INSTRUCTION
Tell how many lines include the string "styles". Answer with a single number.

• • •

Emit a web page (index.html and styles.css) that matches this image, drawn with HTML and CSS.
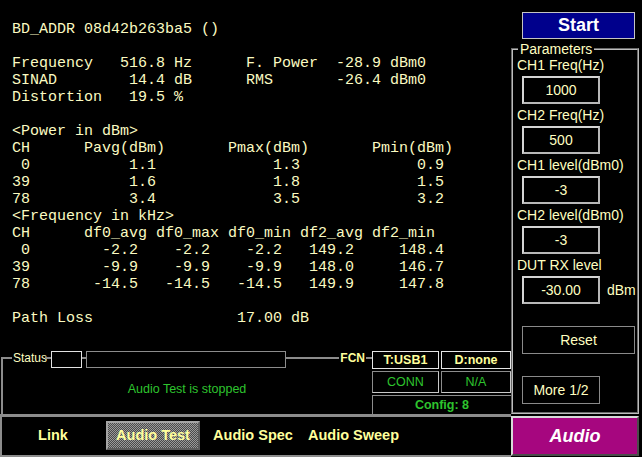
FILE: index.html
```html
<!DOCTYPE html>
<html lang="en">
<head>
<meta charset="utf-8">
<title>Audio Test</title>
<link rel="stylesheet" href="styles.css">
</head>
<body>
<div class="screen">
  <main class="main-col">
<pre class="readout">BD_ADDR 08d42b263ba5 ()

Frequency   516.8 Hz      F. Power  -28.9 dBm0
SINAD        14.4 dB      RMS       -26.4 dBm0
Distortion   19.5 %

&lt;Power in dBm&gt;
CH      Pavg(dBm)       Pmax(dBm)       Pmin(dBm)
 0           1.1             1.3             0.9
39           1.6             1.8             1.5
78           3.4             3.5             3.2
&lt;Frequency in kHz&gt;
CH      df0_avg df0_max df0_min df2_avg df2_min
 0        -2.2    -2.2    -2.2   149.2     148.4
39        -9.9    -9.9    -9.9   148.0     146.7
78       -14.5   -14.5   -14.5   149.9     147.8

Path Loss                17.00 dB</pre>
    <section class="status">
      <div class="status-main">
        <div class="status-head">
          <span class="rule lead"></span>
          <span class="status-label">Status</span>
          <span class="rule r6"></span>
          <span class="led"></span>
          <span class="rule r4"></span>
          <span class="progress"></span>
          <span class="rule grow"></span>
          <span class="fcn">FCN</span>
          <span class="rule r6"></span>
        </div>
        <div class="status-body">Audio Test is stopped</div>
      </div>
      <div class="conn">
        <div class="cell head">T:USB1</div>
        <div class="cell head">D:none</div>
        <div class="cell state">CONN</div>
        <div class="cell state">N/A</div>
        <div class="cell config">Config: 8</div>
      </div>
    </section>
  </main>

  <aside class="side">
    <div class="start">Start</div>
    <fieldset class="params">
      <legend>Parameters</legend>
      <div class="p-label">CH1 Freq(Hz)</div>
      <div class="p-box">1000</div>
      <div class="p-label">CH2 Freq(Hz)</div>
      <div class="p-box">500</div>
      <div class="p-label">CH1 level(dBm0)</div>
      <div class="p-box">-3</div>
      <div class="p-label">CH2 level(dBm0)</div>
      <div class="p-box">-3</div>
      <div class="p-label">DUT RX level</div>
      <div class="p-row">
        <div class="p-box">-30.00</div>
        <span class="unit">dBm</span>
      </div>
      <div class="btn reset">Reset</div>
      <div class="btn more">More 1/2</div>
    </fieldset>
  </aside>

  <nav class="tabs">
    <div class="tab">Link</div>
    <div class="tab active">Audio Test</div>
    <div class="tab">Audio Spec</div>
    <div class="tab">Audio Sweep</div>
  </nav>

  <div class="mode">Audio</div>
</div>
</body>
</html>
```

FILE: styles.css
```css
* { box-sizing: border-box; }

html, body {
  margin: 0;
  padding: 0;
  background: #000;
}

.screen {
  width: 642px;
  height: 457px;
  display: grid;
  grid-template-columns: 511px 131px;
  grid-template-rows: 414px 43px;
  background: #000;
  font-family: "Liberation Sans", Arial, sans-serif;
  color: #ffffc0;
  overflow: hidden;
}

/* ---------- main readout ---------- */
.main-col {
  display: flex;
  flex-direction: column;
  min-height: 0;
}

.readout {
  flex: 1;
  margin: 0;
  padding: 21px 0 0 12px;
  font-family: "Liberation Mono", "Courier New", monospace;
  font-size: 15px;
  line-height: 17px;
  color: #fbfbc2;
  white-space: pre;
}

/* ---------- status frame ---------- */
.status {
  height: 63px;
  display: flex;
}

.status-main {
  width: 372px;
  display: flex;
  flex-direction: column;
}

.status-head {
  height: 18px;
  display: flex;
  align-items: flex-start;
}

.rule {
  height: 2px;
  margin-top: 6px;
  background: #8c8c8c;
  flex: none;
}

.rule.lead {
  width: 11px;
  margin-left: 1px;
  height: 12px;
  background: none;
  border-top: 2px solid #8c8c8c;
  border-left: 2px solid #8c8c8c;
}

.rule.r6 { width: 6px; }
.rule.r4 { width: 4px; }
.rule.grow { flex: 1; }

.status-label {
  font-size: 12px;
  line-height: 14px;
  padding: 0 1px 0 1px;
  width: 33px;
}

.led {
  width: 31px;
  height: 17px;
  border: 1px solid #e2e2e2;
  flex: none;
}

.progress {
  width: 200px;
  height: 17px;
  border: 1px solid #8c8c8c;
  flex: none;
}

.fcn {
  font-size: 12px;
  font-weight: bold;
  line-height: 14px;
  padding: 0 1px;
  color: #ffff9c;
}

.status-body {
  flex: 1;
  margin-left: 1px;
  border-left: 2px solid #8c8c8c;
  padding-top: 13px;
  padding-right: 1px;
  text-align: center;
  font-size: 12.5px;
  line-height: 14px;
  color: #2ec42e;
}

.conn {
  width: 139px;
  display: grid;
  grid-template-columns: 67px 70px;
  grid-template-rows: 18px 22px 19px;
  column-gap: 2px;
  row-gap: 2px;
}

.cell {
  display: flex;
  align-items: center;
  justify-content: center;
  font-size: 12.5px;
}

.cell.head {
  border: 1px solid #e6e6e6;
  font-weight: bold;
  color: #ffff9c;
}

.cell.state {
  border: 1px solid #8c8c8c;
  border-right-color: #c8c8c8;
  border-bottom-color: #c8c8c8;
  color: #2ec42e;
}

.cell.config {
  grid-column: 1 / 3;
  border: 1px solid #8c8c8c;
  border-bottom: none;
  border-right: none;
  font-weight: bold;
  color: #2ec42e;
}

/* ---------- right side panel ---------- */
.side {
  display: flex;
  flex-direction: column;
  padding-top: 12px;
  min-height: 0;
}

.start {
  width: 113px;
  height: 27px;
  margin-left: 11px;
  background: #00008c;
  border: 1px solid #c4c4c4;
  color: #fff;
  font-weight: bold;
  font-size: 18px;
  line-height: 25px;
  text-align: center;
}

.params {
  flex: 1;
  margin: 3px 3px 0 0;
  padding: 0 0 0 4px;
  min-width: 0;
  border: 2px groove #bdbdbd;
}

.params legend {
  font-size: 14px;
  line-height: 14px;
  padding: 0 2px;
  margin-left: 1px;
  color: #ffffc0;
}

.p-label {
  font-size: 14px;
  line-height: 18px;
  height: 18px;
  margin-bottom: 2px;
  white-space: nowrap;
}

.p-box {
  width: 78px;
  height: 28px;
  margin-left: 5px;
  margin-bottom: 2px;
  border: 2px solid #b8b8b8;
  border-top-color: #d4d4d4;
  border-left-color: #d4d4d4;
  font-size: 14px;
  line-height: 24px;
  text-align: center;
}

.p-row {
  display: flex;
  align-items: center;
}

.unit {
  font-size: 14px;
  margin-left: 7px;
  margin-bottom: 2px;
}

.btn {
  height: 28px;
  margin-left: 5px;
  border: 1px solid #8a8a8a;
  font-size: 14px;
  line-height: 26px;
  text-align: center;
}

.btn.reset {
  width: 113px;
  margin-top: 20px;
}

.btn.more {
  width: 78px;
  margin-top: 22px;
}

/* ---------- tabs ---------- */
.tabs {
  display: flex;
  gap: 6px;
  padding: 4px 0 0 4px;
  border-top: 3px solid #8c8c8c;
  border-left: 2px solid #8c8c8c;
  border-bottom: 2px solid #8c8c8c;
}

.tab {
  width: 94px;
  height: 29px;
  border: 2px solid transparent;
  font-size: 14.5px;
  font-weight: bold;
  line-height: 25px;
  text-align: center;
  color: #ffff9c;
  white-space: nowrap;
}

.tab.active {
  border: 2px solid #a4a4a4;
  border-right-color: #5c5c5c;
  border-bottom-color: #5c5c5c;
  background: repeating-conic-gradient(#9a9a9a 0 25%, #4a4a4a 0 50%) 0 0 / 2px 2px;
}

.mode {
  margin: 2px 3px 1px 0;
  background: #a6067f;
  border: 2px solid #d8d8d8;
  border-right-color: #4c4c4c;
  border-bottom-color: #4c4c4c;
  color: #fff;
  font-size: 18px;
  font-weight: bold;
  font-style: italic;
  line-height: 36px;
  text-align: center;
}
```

• • •

TASK SOLUTION
3